“Is that to go priority or certified mail?” the clerk asked, eyeing the carefully wrapped package I clutched to my chest.
I would have been sending my daughter off to nursing school in Australia. Instead, I am sending the DVD of her singing “Over the Rainbow” made 8 ½ months before she died, to my web-master, at Ameriweb Hosting. For weeks I’d put this off, afraid to lose my only copy of Marika’s DVD. Then, sitting over dinner with friends who all had daughters coming and going, achieving and shining, I just wanted to talk about my daughter too.
“Way to kill the party, mom,” a small voice hummed from the back of my head.
Okay. She’s been dead over 3 ½ years so there’s nothing new to share.
“But I’m so proud of you,” I tell her life-sized portrait later. And inside me, she is still alive and singing.
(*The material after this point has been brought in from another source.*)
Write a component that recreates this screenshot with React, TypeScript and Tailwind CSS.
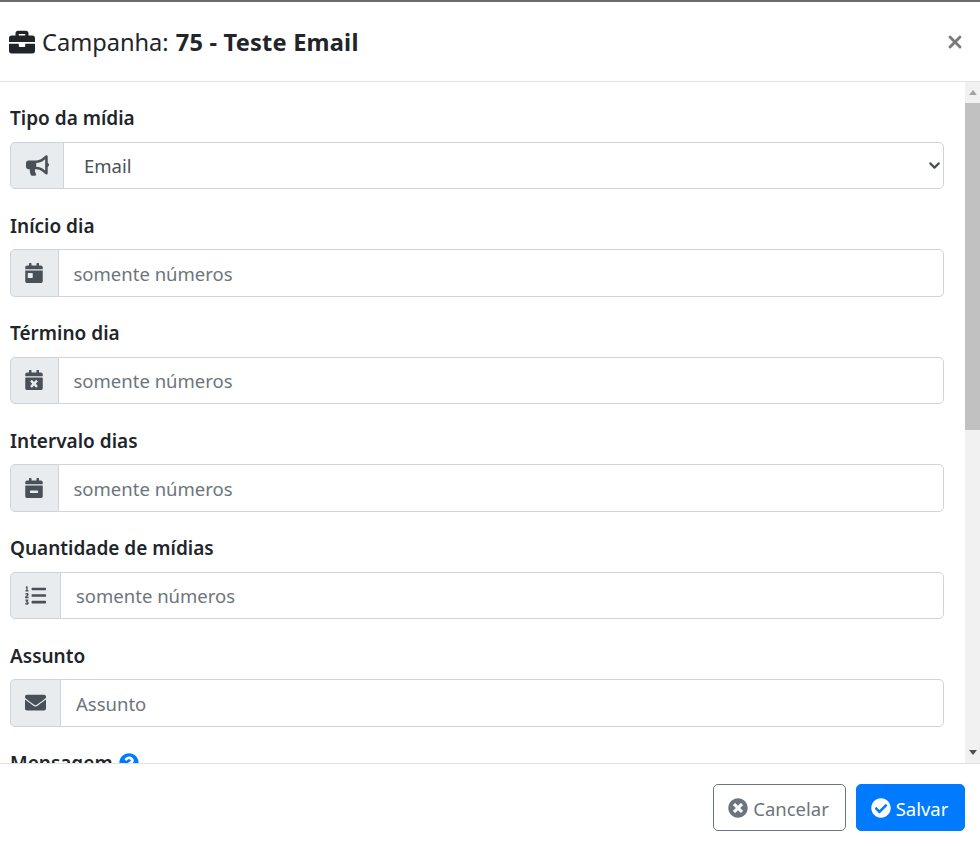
import React from 'react';
import {
  FaBriefcase,
  FaBullhorn,
  FaCalendarDay,
  FaCalendarTimes,
  FaCalendarMinus,
  FaListOl,
  FaEnvelope,
  FaQuestionCircle,
  FaTimesCircle,
  FaCheckCircle,
} from 'react-icons/fa';
import { X, ChevronDown } from 'lucide-react';

const fontStack = { fontFamily: '"Noto Sans", "Open Sans", sans-serif' };

const Field: React.FC<{ label: string; icon: React.ReactNode; addonWidth: string; placeholder: string }> = ({
  label,
  icon,
  addonWidth,
  placeholder,
}) => (
  <div className="mb-[22.5px]">
    <label className="block h-[27px] mb-[10.5px] text-[19px] leading-[28px] font-semibold text-[#212529]">{label}</label>
    <div className="flex h-[47.5px]">
      <div className={`${addonWidth} shrink-0 flex items-center justify-center bg-[#e9ecef] border border-[#ced4da] rounded-l-[5px] text-[#495057]`}>
        {icon}
      </div>
      <input
        placeholder={placeholder}
        className="flex-1 min-w-0 -ml-px px-[15px] pt-[2px] bg-white border border-[#ced4da] rounded-r-[5px] text-[18.5px] text-[#495057] placeholder:text-[#6c757d] outline-none"
      />
    </div>
  </div>
);

export default function App() {
  return (
    <div className="w-[980px] h-[846px] bg-white flex flex-col overflow-hidden border-t-2 border-[#6b6b6b]" style={fontStack}>
      {/* header */}
      <div className="h-[80px] shrink-0 flex items-center justify-between pl-[9px] pr-[15px] border-b border-[#dee2e6]">
        <h5 className="flex items-center pt-[3px] text-[23.6px] text-[#212529]">
          <FaBriefcase size={26} className="mr-[7px] -mt-[2px]" />
          <span className="mr-[1px]">Campanha:&nbsp;</span>
          <b className="font-bold tracking-[0.2px]">75 - Teste Email</b>
        </h5>
        <X size={20} strokeWidth={3.4} className="text-[#7b7b7b]" />
      </div>

      {/* body */}
      <div className="h-[681px] shrink-0 flex overflow-hidden">
        <div className="flex-1 min-w-0 pt-[22px] pl-[10px] pr-[21px] overflow-hidden">
          <div className="mb-[22.5px]">
            <label className="block h-[27px] mb-[10.5px] text-[19px] leading-[28px] font-semibold text-[#212529]">Tipo da mídia</label>
            <div className="flex h-[47.5px]">
              <div className="w-[54px] shrink-0 flex items-center justify-center bg-[#e9ecef] border border-[#ced4da] rounded-l-[5px] text-[#495057]">
                <FaBullhorn size={23} />
              </div>
              <div className="relative flex-1 min-w-0 -ml-px">
                <select className="w-full h-full appearance-none pl-[20px] pt-[2px] bg-white border border-[#ced4da] rounded-r-[5px] text-[18.5px] text-[#495057] outline-none">
                  <option>Email</option>
                </select>
                <ChevronDown size={17} strokeWidth={3} className="absolute right-[1px] top-[15px] text-[#495057]" />
              </div>
            </div>
          </div>
          <Field label="Início dia" addonWidth="w-[48.5px]" placeholder="somente números" icon={<FaCalendarDay size={20} />} />
          <Field label="Término dia" addonWidth="w-[48.5px]" placeholder="somente números" icon={<FaCalendarTimes size={20} />} />
          <Field label="Intervalo dias" addonWidth="w-[48.5px]" placeholder="somente números" icon={<FaCalendarMinus size={20} />} />
          <Field label="Quantidade de mídias" addonWidth="w-[51px]" placeholder="somente números" icon={<FaListOl size={21} />} />
          <Field label="Assunto" addonWidth="w-[51px]" placeholder="Assunto" icon={<FaEnvelope size={21} />} />
          <label className="flex items-center gap-[6px] h-[27px] text-[19px] leading-[28px] font-semibold text-[#212529]">
            Mensagem
            <FaQuestionCircle size={20} className="text-[#007bff]" />
          </label>
        </div>

        {/* scrollbar */}
        <div className="w-[15px] shrink-0 bg-[#f1f1f1] flex flex-col items-center">
          <div className="h-[21px] shrink-0 flex items-center justify-center">
            <div className="w-0 h-0 border-x-[4.5px] border-x-transparent border-b-[5px] border-b-[#a3a3a3]" />
          </div>
          <div className="w-full h-[327px] shrink-0 bg-[#c1c1c1]" />
          <div className="flex-1" />
          <div className="h-[21px] shrink-0 flex items-center justify-center">
            <div className="w-0 h-0 border-x-[4.5px] border-x-transparent border-t-[5px] border-t-[#505050]" />
          </div>
        </div>
      </div>

      {/* footer */}
      <div className="flex-1 flex justify-end items-start gap-[10px] pt-[20px] pr-[15px] border-t border-[#dee2e6]">
        <button className="w-[133px] h-[47px] flex items-center justify-center gap-[5px] pt-[2px] pr-[2px] bg-white border border-[#6c757d] rounded-[5px] text-[18.5px] text-[#6c757d]">
          <FaTimesCircle size={20} className="-mt-[2px]" />
          Cancelar
        </button>
        <button className="w-[109px] h-[47px] flex items-center justify-center gap-[5px] pt-[2px] pr-[2px] bg-[#007bff] border border-[#007bff] rounded-[5px] text-[18.5px] text-white">
          <FaCheckCircle size={20} className="-mt-[2px]" />
          Salvar
        </button>
      </div>
    </div>
  );
}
From not-so-deep within she tells me, “Go for it, mom,” when I pause to consider a red dress in a mail-order catalog. She says, “Sushi for dinner?” Now she’s saying, “Way to go, mom. You just showed all your readers how insane you are” and “Mom, TMI.” (Too Much Information)
Wait. I do not play the video over and over again. In fact, it took a long time before I could even watch this performance from the EAC Montessori School of Ithaca 30th Anniversary Musical/Reunion though I knew she always loved being seen and heard (please watch it). I am already filled with Marika. Her voice and starry eyes are the film through which I see the world.
Call me the crazy-lady. Maybe I deserve that title because for years, that’s how I labeled too many others. The ones who lost children and seemed to lose their own souls. The ones that looked liked they’d fallen to Earth from the edge of space, broken the sound barrier, their hearts, and every moving part of themselves in the fall. Is that what I look like now?
“Does it get better? Do you ever not think of your child?” I asked for months of everyone I found who’d lost a kid. And it turns out I’m doing nothing that eons of bereaved mothers haven’t done before. Only I’m coming out about it.